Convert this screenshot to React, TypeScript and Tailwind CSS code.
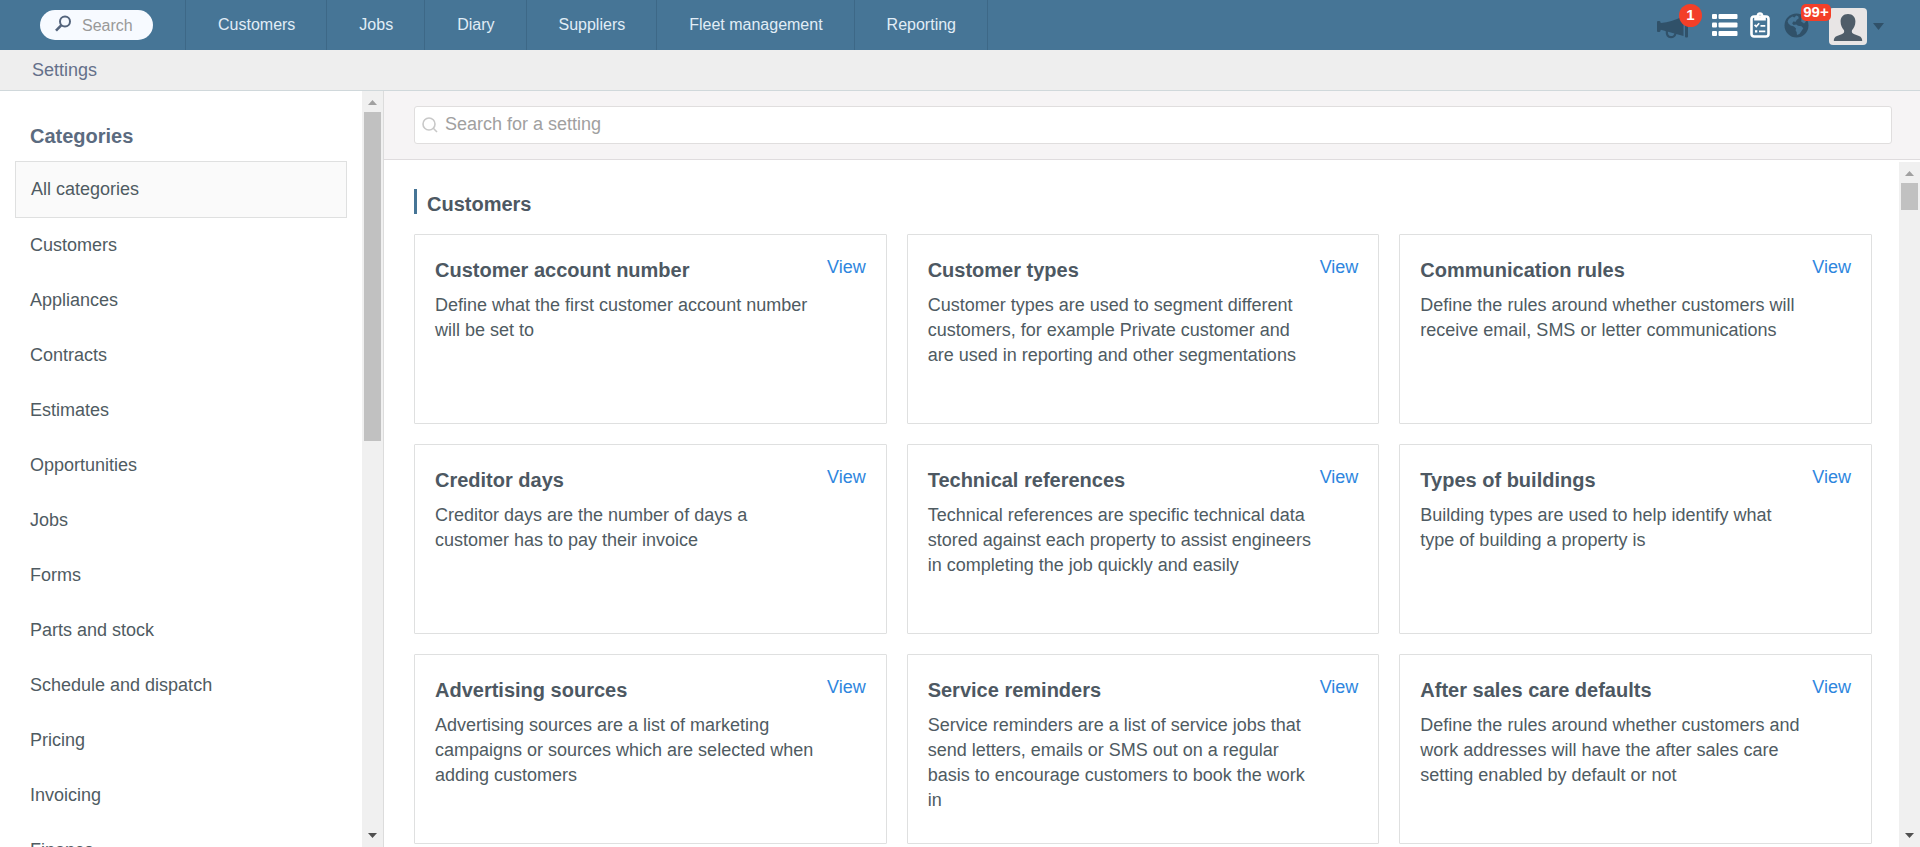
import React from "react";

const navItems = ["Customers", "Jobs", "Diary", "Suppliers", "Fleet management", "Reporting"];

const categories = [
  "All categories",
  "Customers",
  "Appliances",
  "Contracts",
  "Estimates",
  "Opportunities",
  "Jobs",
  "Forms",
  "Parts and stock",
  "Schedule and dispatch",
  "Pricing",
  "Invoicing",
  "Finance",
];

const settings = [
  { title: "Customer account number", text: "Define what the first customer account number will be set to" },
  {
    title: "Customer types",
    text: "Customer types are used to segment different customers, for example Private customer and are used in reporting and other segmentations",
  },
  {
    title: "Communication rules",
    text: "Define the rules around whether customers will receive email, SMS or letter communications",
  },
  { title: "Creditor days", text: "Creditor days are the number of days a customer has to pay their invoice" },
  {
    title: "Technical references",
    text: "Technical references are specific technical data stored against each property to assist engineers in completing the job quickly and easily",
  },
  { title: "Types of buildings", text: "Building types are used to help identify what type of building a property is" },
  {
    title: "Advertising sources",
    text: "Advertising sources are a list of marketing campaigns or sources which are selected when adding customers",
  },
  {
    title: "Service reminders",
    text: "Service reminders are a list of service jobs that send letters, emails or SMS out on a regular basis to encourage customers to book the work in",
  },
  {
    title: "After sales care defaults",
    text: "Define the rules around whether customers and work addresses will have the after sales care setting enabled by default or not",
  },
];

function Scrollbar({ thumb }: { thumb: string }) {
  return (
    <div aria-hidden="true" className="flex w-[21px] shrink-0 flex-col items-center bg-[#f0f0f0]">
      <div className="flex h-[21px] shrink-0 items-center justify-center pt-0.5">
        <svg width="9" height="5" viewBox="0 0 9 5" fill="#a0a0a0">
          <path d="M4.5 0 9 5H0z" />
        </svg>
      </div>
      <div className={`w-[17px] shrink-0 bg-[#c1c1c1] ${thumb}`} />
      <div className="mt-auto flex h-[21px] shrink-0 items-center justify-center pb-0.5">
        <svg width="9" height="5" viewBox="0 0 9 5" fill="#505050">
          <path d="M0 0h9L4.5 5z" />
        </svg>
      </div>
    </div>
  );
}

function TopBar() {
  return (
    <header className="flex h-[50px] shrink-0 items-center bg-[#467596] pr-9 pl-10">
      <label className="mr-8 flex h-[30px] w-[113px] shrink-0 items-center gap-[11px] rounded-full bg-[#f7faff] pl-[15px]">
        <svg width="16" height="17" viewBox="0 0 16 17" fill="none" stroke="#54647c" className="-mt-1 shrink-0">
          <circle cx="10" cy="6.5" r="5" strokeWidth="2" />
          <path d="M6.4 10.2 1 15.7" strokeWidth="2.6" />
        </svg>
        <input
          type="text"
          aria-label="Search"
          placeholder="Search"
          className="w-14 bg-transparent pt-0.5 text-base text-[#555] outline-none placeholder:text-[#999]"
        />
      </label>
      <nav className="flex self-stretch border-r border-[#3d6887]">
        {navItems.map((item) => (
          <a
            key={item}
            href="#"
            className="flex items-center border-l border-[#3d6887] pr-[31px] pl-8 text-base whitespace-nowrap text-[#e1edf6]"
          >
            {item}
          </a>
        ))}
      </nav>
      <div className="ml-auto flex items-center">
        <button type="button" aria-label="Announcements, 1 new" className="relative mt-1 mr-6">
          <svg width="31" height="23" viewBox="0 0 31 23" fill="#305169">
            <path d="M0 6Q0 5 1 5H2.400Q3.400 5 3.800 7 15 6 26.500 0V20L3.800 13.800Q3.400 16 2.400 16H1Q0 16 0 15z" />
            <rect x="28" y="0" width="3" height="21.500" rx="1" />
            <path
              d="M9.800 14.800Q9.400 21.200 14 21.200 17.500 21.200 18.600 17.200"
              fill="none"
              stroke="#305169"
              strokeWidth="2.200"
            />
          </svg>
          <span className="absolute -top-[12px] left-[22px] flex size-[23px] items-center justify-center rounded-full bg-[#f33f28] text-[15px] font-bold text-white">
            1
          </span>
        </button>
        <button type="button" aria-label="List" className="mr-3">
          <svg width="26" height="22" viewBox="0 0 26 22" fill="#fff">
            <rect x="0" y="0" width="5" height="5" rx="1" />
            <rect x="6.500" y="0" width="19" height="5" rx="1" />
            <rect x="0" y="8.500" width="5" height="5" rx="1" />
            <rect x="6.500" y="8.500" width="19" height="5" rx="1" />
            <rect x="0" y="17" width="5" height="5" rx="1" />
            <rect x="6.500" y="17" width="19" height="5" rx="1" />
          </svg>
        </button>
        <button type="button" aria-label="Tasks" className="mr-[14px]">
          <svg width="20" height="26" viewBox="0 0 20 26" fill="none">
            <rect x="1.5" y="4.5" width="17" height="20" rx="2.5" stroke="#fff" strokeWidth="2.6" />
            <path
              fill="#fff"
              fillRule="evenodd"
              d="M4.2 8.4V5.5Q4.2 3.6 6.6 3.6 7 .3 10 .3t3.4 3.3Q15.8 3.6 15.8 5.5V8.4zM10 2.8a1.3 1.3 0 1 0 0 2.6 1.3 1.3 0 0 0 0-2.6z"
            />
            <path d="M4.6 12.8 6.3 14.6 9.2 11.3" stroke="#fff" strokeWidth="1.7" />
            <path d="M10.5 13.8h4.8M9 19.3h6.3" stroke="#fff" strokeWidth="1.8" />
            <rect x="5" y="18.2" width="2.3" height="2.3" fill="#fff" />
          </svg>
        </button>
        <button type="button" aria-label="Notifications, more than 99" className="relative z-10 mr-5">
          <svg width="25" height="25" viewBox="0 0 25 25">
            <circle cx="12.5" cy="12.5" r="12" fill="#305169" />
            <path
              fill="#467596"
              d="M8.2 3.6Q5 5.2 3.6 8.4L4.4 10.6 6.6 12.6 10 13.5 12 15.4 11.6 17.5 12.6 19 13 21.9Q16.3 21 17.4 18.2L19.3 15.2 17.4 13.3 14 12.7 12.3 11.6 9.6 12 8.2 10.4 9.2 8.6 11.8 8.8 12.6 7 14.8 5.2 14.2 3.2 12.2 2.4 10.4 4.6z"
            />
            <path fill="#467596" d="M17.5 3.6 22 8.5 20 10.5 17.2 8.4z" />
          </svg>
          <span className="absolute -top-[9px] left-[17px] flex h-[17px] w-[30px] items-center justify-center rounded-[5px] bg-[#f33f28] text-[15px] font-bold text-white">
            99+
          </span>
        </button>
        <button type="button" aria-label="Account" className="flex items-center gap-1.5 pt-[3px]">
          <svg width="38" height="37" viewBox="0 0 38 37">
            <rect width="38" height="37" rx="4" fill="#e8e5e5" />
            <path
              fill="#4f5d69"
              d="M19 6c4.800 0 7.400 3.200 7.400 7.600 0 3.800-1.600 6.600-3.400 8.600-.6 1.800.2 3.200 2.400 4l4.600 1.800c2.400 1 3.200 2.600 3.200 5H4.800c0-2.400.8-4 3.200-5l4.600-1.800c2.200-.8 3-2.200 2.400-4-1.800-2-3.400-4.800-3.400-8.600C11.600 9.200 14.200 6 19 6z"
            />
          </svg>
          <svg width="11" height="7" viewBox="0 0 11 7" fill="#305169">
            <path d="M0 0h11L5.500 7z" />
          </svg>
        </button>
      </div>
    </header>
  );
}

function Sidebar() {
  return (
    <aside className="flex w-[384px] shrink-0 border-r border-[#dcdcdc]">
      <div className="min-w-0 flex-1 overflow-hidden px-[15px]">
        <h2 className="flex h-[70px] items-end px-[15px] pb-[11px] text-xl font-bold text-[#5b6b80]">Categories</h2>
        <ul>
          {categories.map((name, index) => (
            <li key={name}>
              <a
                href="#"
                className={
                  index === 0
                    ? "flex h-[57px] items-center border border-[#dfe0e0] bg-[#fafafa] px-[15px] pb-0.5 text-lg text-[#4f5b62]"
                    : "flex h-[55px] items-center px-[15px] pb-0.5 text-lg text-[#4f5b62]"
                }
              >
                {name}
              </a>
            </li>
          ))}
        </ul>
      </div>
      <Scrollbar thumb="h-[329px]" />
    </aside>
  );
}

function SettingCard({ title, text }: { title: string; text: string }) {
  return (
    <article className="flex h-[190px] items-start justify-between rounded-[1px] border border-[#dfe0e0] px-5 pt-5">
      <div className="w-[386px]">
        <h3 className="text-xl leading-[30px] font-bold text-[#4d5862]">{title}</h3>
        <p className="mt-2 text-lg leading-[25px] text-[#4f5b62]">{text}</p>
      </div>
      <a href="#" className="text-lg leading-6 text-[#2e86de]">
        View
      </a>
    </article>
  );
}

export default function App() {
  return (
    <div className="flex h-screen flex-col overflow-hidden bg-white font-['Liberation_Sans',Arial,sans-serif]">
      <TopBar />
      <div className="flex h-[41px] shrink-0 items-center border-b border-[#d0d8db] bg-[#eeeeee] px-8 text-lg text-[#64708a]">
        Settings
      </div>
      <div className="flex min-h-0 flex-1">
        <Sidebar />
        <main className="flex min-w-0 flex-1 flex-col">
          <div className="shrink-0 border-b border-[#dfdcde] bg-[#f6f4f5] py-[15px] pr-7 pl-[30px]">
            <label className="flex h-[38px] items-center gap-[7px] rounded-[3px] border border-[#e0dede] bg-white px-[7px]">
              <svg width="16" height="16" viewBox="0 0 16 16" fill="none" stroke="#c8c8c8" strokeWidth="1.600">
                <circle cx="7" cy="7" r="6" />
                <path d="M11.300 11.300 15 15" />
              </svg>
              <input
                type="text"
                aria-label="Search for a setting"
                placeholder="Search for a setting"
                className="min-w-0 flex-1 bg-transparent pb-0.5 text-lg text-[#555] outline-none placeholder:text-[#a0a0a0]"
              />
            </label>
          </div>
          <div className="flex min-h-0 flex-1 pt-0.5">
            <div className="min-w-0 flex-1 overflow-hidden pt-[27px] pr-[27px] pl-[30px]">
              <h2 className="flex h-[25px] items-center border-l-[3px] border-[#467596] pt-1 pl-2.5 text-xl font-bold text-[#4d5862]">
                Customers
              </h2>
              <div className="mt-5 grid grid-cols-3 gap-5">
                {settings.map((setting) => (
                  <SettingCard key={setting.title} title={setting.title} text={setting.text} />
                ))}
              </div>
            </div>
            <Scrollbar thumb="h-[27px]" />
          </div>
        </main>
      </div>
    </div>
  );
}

□ □ □

> **Written exercise**
Search the preceding listing for "React" and extract every line where it is found.

> **Task answer**
Convert this screenshot to React, TypeScript and Tailwind CSS code.
import React from "react";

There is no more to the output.